Life is worth living in light of eternity because I’m not simply living for myself or tomorrow.

I get it. Relationships are strained. People are frustrating. The world is broken. Evil is present. But I think we buy into a lie when we believe that we can’t be fully present and emotionally honest at the same time. Enjoying the abundant life Christ draws us into doesn’t mean that we run from pain or live behind a facade of happiness. It means we are fully embracing every moment, with it’s tears and laughter and heartache and humor.

My life is messy. Sometimes it feels like a hot mess. Sometimes it’s like the mess on my dorm room floor that should be cleaned but I just haven’t gotten around to it, partly because the very fact that it’s messy asserts my independence and partly because no one is bothered by it. Sometimes my life feels like the mess my smoothie has made all over the kitchen when I’ve forgotten to put the lid on the blender, with the emotional tension of “this is hilarious” and “I might break something (or, more likely, break down) in frustration.” Life is messy. But I take comfort in the fact that Jesus didn’t run from the mess but towards it. It’s the very thing he stepped into when He took on flesh. It’s story after story of life that happened in between the parables, teachings, and climactic moments we read about in Scripture.

As my mom likes to say, “this is my circus and these are my monkeys.” Might as well own them and get a good laugh out of it.

journals

So I challenge you to embrace your story today. It’s not the grand, spectacular moments that make up your life. It is every time your Sunday School class makes you laugh. It is every time you get more of a sunburn than you bargained for because you forgot sunscreen, again. It is every time a child looks at you with their big, wondering eyes . . . and then precedes to throw up on your shirt. It is every time your blood gets hot in anger or your eyes get wet in sadness or you have to look at those darn texting ellipses on your phone waiting for someone to respond. It is every time sweat drips from your forehead onto the bicycle machine because it’s the only one that doesn’t completely intimidate you. It is every ache you feel when reading of the unimaginable suffering of our brothers and sisters overseas or the joy that wells up when there’s an answered prayer within the Body of Christ.
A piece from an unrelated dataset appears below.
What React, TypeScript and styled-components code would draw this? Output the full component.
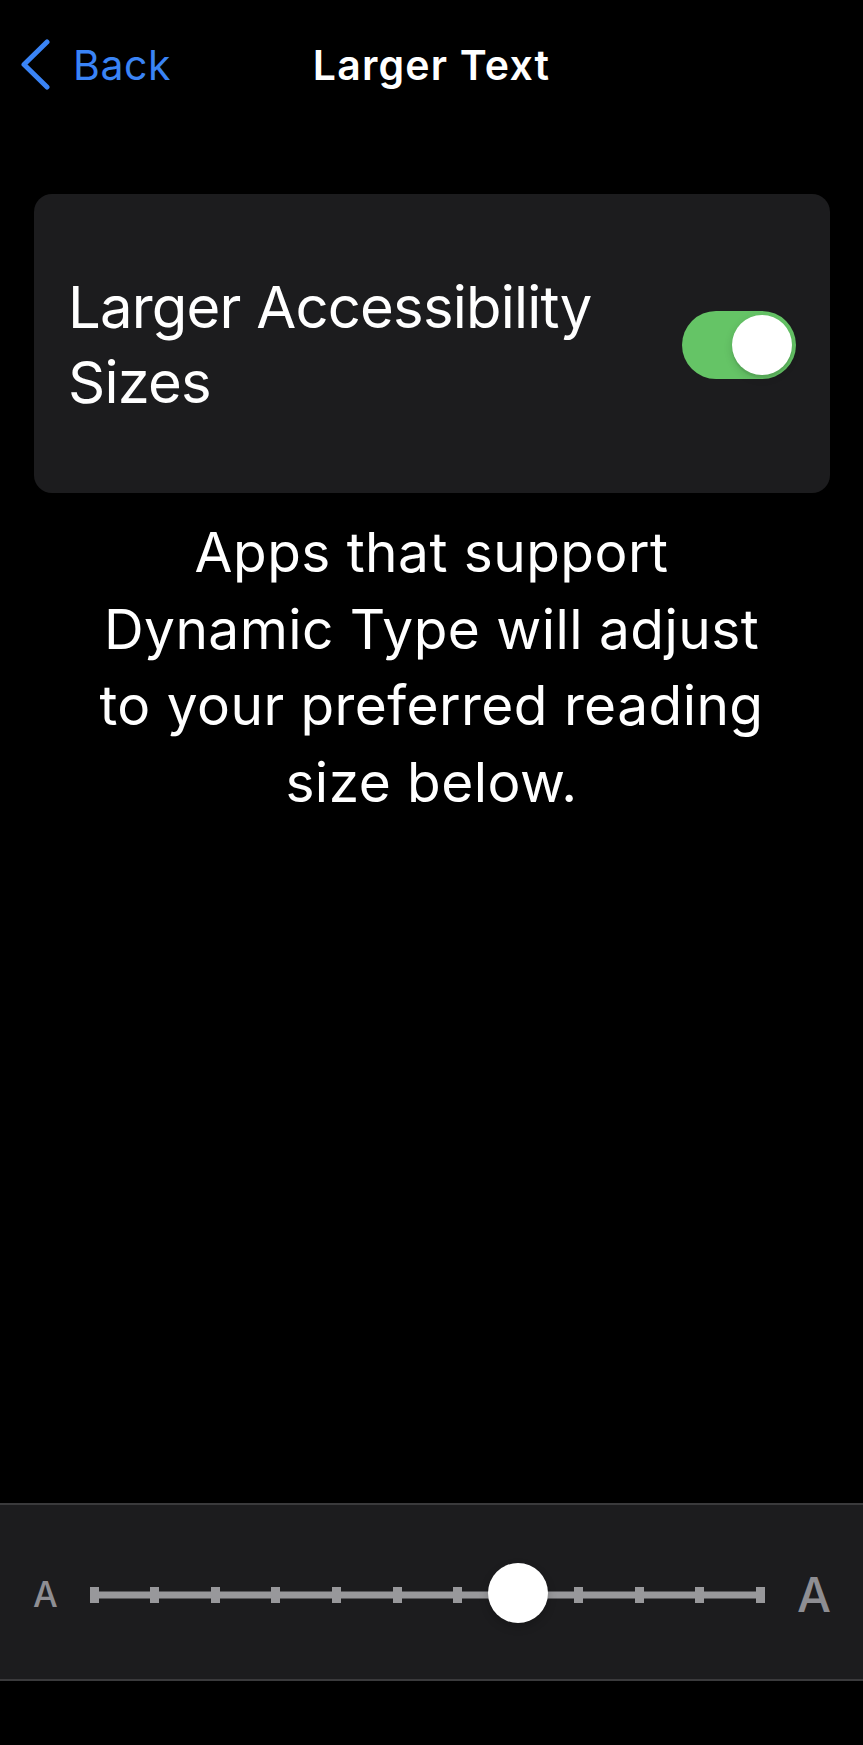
import React from "react";
import styled, { createGlobalStyle } from "styled-components";

const Global = createGlobalStyle`
  html, body { margin: 0; padding: 0; background: #000; }
  body { font-family: Inter, "Noto Sans", sans-serif; -webkit-font-smoothing: antialiased; }
`;

const Page = styled.div`
  width: 863px;
  min-height: 1745px;
  background: #000;
  color: #fff;
  display: flex;
  flex-direction: column;
`;

const NavBar = styled.header`
  display: grid;
  grid-template-columns: 1fr auto 1fr;
  align-items: center;
  padding: 39px 20px 0 20px;
  height: 48px;
`;

const BackButton = styled.button`
  display: flex;
  align-items: center;
  gap: 22px;
  background: none;
  border: none;
  padding: 0;
  color: #3a84f6;
  font-family: Inter, sans-serif;
  font-size: 41px;
  line-height: 48px;
  font-weight: 400;
  letter-spacing: 0.6px;
  justify-self: start;
  cursor: pointer;
`;

const Title = styled.h1`
  margin: 0;
  font-size: 41px;
  line-height: 48px;
  font-weight: 600;
  color: #fff;
  letter-spacing: 1.2px;
`;

const Card = styled.section`
  margin: 107px 33px 0 34px;
  min-height: 299px;
  background: #1c1c1e;
  border-radius: 18px;
  display: flex;
  align-items: center;
  gap: 24px;
  padding: 3px 34px 0 34px;
  box-sizing: border-box;
`;

const CardLabel = styled.div`
  flex: 1;
  font-size: 58px;
  line-height: 75px;
  font-weight: 400;
  letter-spacing: -0.8px;
`;

const Toggle = styled.div<{ $on: boolean }>`
  position: relative;
  flex: none;
  width: 114px;
  height: 68px;
  border-radius: 34px;
  background: ${(p) => (p.$on ? "#65c466" : "#39393d")};
`;

const Knob = styled.div<{ $on: boolean }>`
  position: absolute;
  top: 4px;
  left: ${(p) => (p.$on ? "50px" : "4px")};
  width: 60px;
  height: 60px;
  border-radius: 50%;
  background: #fff;
  box-shadow: 0 3px 8px rgba(0, 0, 0, 0.15), 0 3px 1px rgba(0, 0, 0, 0.06);
`;

const Description = styled.p`
  margin: 21px 0 0 0;
  text-align: center;
  font-size: 55px;
  line-height: 76.5px;
  font-weight: 400;
  letter-spacing: 0.45px;
`;

const Spacer = styled.div`
  flex: 1;
`;

const SliderPanel = styled.section`
  background: #1c1c1e;
  border-top: 2px solid #3a3a3c;
  border-bottom: 2px solid #3a3a3c;
  height: 174px;
  box-sizing: content-box;
  display: flex;
  align-items: center;
  padding: 0 32px 0 33px;
  margin-bottom: 64px;
`;

const SliderRow = styled.div`
  flex: 1;
  display: flex;
  align-items: center;
  gap: 32px;
  padding-top: 5px;
`;

const SizeGlyph = styled.span<{ $size: number }>`
  font-family: Inter, sans-serif;
  font-weight: 500;
  font-size: ${(p) => p.$size}px;
  line-height: 1;
  color: #8e8e93;
`;

const Track = styled.div`
  position: relative;
  flex: 1;
  height: 16px;
  display: flex;
  justify-content: space-between;
  align-items: center;
  &::before {
    content: "";
    position: absolute;
    left: 0;
    right: 0;
    top: 50%;
    height: 7px;
    transform: translateY(-50%);
    background: #98989b;
  }
`;

const Tick = styled.span`
  position: relative;
  width: 9px;
  height: 16px;
  background: #98989b;
`;

const Thumb = styled.div`
  position: absolute;
  top: 50%;
  width: 60px;
  height: 60px;
  margin-left: -30px;
  margin-top: -32px;
  border-radius: 50%;
  background: #fff;
  box-shadow: 0 4px 10px rgba(0, 0, 0, 0.2);
`;

const Chevron = () => (
  <svg width="31" height="51" viewBox="0 0 31 51" fill="none">
    <polyline
      points="27,3 4,25.5 27,48"
      stroke="#3a84f6"
      strokeWidth="5"
      strokeLinecap="round"
      strokeLinejoin="round"
    />
  </svg>
);

const TICKS = 12;
const VALUE = 7;

export default function App() {
  const frac = VALUE / (TICKS - 1);
  return (
    <Page>
      <Global />
      <NavBar>
        <BackButton>
          <Chevron />
          Back
        </BackButton>
        <Title>Larger Text</Title>
        <div />
      </NavBar>
      <Card>
        <CardLabel>Larger Accessibility Sizes</CardLabel>
        <Toggle $on>
          <Knob $on />
        </Toggle>
      </Card>
      <Description>
        Apps that support
        <br />
        Dynamic Type will adjust
        <br />
        to your preferred reading
        <br />
        size below.
      </Description>
      <Spacer />
      <SliderPanel>
        <SliderRow>
          <SizeGlyph $size={35}>A</SizeGlyph>
          <Track>
            {Array.from({ length: TICKS }).map((_, i) => (
              <Tick key={i} />
            ))}
            <Thumb style={{ left: `calc(4.5px + (100% - 9px) * ${frac})` }} />
          </Track>
          <SizeGlyph $size={48}>A</SizeGlyph>
        </SliderRow>
      </SliderPanel>
    </Page>
  );
}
It is every time your heart beats, slowly when you are lounging on the couch during a Netflix marathon or faster when someone catches your eye. It’s the sound of every prayer on your lips, every echo of silence in your ears calling your heart to listen to Him, and every stroke of the pen on your journal page that almost always runs out of ink as soon as you sit down.

Take a breath. Look over your shoulder and laugh a little at the mess that is your life. See Jesus in it. It doesn’t mean you’ll always feel it. It isn’t permission to stop sitting with our brothers and sisters in grief and pain. But the Lord’s goodness and faithfulness endures from generation to generation. And that is reason to be grateful and living physically, emotionally, mentally, and spiritually present today.

Enjoy your…what even is today…..Wednesday, July 22, 2015. You only get one of them. And the Maker of it has already gone before you.